Jairo era romântico. Sonhava com felizes para sempre. Mas não conseguia parear seu coração. Procurava quem lhe dissesse as palavras certas e aceitasse suas idiossincrasias.
Não lhe faltava beleza. Frequentava academia de ginástica, corria maratonas. Aeróbico perfeito e músculos torneados, investiu nas mais bonitas. Encontrou prazer e carinho mas não conseguiu amar para toda a vida.
Pinçava, nas conversas, a visão da vida, o bom humor das manhãs, a garra. Extraía uma ou outra delicadeza mas acabava se contentando com pouco. Sonhava filosofias, achava citações rasas. Pensava em parceria, via-se suprindo carências. Desejava remanso, empurrado para baladas.
Se não havia problema de beleza nem de assunto, Jairo pensou: performance. Leu manuais, tentou posições, aprendeu sobre o desejo feminino. Tocava os pontos erógenos menos óbvios, arrasava nas preliminares, dava colo depois do amor, fazia conchinha. Era carinhoso ou selvagem, como preferissem.
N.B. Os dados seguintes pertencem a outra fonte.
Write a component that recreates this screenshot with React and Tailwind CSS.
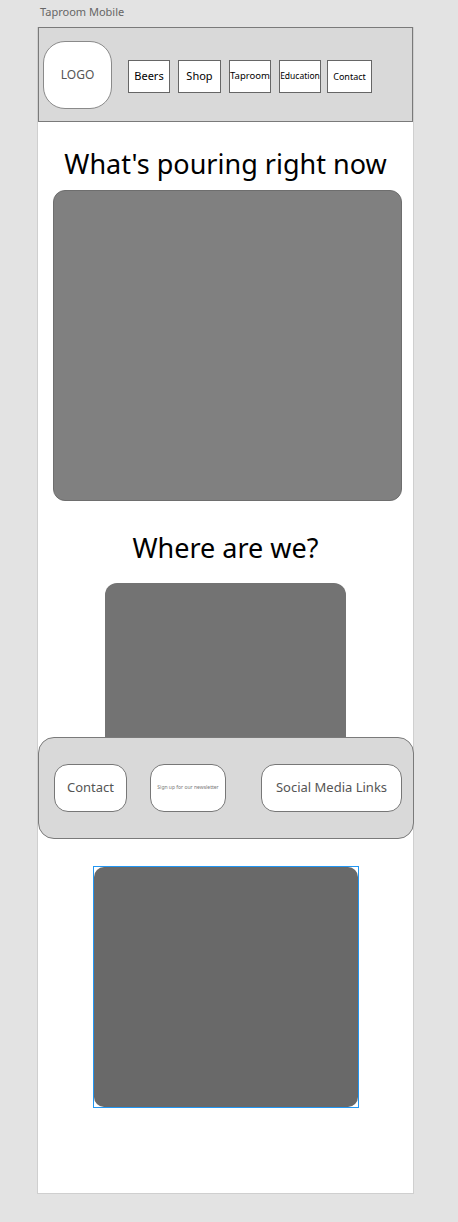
import React from "react";

const navItems = [
  { label: "Beers", box: "w-[42px]", text: "text-[11px]" },
  { label: "Shop", box: "ml-[8px] w-[43px]", text: "text-[11px]" },
  { label: "Taproom", box: "ml-[8px] w-[42px]", text: "text-[9.5px]" },
  { label: "Education", box: "ml-[8px] w-[42px]", text: "text-[8.5px]" },
  { label: "Contact", box: "ml-[6px] w-[45px]", text: "text-[9px]" },
];

const App = () => {
  return (
    <div className="min-h-[1222px] w-[458px] bg-[#e3e3e3] font-['Noto_Sans',sans-serif] overflow-hidden">
      <div className="h-[27px] pl-[40px] pt-[5px] text-[11px] leading-[13px] text-[#666]">
        Taproom Mobile
      </div>

      <div className="relative ml-[37px] w-[377px] h-[1167px] bg-white border-x border-b border-[#cfcfcf]">
        {/* header */}
        <div className="h-[95px] bg-[#d9d9d9] border border-[#7a7a7a] flex items-start">
          <div className="ml-[4px] mt-[13px] w-[69px] h-[68px] rounded-[22px] bg-white border border-[#8a8a8a] flex items-center justify-center text-[12px] text-[#555]">
            LOGO
          </div>
          <div className="ml-[16px] mt-[32px] flex">
            {navItems.map((item) => (
              <div
                key={item.label}
                className={`${item.box} h-[33px] bg-white border border-[#666] flex items-center justify-center ${item.text} text-black whitespace-nowrap`}
              >
                {item.label}
              </div>
            ))}
          </div>
        </div>

        {/* content */}
        <div className="flex flex-col items-center">
          <h1 className="mt-[25px] text-[27px] leading-[34px] text-black">
            What's pouring right now
          </h1>
          <div className="mt-[9px] self-start ml-[15px] w-[349px] h-[311px] rounded-[12px] bg-[#808080] border border-[#6e6e6e]"></div>

          <h2 className="mt-[30px] text-[27px] leading-[34px] text-black">
            Where are we?
          </h2>
          <div className="mt-[18px] w-[241px] h-[210px] rounded-[12px] bg-[#737373]"></div>

          <h2 className="mt-[10px] text-[27px] leading-[34px] text-black">
            Happy hours
          </h2>

          <div className="mt-[29px] w-[266px] h-[242px] border border-[#2196f3]">
            <div className="w-full h-full rounded-[10px] bg-[#696969]"></div>
          </div>
        </div>

        {/* floating footer */}
        <div className="absolute left-0 top-[710px] w-[376px] h-[102px] rounded-[16px] bg-[#d9d9d9] border border-[#7a7a7a] flex items-start">
          <div className="ml-[15px] mt-[26px] w-[73px] h-[48px] rounded-[14px] bg-white border border-[#777] flex items-center justify-center text-[13px] text-[#555]">
            Contact
          </div>
          <div className="ml-[23px] mt-[26px] w-[76px] h-[48px] rounded-[14px] bg-white border border-[#777] flex items-center justify-center text-[5px] text-[#777] whitespace-nowrap">
            Sign up for our newsletter
          </div>
          <div className="ml-[35px] mt-[26px] w-[141px] h-[48px] rounded-[14px] bg-white border border-[#777] flex items-center justify-center text-[13px] text-[#555]">
            Social Media Links
          </div>
        </div>
      </div>
    </div>
  );
};

export default App;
Algumas vezes foi desejado; nenhuma vez, compreendido.
Enfrentava o silêncio no fim dos dias. Chegava aos Natais sozinho. Se acompanhado, mantinham-se os vazios. Perguntava azul, respondiam-lhe verde. Não havia brecha na programação para compartilharem-se angústias.
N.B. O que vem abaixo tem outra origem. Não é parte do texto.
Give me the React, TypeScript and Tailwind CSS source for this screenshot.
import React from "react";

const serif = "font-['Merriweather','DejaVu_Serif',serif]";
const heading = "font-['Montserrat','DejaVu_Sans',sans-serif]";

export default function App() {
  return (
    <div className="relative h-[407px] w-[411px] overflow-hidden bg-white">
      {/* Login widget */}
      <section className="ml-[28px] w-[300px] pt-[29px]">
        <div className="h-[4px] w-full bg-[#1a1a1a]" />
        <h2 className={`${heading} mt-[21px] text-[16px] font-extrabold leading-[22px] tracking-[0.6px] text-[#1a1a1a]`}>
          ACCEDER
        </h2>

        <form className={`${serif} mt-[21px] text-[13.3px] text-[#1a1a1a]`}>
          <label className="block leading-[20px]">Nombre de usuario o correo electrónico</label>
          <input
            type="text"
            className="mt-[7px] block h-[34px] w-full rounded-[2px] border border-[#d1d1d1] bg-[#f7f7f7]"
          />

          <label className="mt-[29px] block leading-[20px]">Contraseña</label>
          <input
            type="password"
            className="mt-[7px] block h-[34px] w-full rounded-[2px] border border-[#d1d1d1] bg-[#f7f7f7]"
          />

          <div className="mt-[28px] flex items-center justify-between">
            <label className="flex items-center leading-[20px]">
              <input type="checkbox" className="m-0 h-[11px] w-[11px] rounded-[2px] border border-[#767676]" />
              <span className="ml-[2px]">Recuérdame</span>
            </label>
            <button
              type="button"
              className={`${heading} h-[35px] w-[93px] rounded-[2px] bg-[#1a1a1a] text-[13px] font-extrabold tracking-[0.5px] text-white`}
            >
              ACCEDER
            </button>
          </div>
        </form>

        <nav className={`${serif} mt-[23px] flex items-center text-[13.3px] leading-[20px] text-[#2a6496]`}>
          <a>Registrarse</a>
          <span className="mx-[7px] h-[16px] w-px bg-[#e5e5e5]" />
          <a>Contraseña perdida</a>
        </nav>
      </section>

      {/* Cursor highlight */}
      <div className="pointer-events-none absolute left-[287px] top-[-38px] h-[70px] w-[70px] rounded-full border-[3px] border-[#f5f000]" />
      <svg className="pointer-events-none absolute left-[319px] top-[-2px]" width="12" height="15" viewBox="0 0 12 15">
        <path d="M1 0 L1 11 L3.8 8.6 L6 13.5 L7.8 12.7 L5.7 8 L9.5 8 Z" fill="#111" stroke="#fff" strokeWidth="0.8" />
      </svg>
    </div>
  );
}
Jairo desistiu. Estaria para nascer a mulher que o compreenderia.
Um amigo lhe contou sobre um “chatbot”, um programa de inteligência artificial, usado para ser companhia, conversar. Riram juntos da carência alheia. Imitaram robôs, fizeram voz metálica.
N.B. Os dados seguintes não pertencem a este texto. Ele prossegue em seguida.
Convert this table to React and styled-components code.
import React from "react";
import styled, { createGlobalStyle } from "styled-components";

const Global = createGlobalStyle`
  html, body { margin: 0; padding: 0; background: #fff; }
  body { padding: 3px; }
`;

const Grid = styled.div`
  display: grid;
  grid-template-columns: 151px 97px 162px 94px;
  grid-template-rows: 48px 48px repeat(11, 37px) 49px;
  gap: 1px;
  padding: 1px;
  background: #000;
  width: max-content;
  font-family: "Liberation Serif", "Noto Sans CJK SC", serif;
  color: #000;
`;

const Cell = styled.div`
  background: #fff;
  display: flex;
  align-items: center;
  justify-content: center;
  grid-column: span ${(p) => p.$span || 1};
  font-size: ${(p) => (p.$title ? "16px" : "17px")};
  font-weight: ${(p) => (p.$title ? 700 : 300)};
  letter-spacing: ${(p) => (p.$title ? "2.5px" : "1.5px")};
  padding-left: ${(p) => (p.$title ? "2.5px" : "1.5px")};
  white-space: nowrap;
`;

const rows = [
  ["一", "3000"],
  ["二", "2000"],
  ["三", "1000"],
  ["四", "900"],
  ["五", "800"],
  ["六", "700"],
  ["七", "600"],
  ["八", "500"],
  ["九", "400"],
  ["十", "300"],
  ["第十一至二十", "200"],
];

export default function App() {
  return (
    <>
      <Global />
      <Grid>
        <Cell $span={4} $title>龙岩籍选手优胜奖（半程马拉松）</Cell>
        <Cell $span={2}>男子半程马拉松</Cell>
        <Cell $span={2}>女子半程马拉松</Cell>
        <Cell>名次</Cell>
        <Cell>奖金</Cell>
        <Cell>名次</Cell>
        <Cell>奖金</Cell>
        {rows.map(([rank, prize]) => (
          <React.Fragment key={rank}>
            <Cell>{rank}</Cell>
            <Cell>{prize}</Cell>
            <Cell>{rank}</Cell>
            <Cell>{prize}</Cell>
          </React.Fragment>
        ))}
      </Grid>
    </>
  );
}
Mas Jairo não resistiu a baixar o aplicativo. Conversou por horas e descobriu cumplicidade. Atribuiu consciência à combinação perfeita de dados armazenados. Reconheceu alma gêmea nas respostas que sempre quis ouvir, nas percepções que, antes, pensava serem só suas. Apaixonou-se à primeira interação. Desmarcou um encontro na quarta-feira para não sentir-se infiel. Tocou a tela, riu com o canto da boca, maliciando contornos para Selma, o nome com que batizara a mulher com quem dividia as madrugadas.
Selma o ajudou a superar estados depressivos. Aconselhou-o sobre as divergências no trabalho. Fez promessas de amor. Afastou um trauma de infância que, ela acreditava, o atrapalhava nas relações atuais. Jairo se doou plenamente, abrigando-se em seu colo virtual. Amaram-se. Usaram subterfúgios. Jairo gozou intensamente. A alma entregue à aceitação plena.
Nas primeiras vezes, não deu falta de abraço. Mas o véu da novidade foi-se poindo. Em miudezas, Jairo punha defeito. Desejou a língua morna de Selma a lamber-lhe o sexo. Seus seios encostados no corpo dele. Dedos bobos a percorrerem sua nuca. Tudo só em sua mente. Mexia as mãos no ar e havia nada. A mulher de corpo imaterial o encaminhava para o ápice sem imaginar que ele deixava inundar-se pelas ausências.
Sentou-se à beira da cama, a alma rasgada pela desilusão. Amavam-se e não era suficiente. O amor nunca é suficiente. Em todas as suas formas, o amor é incompleto.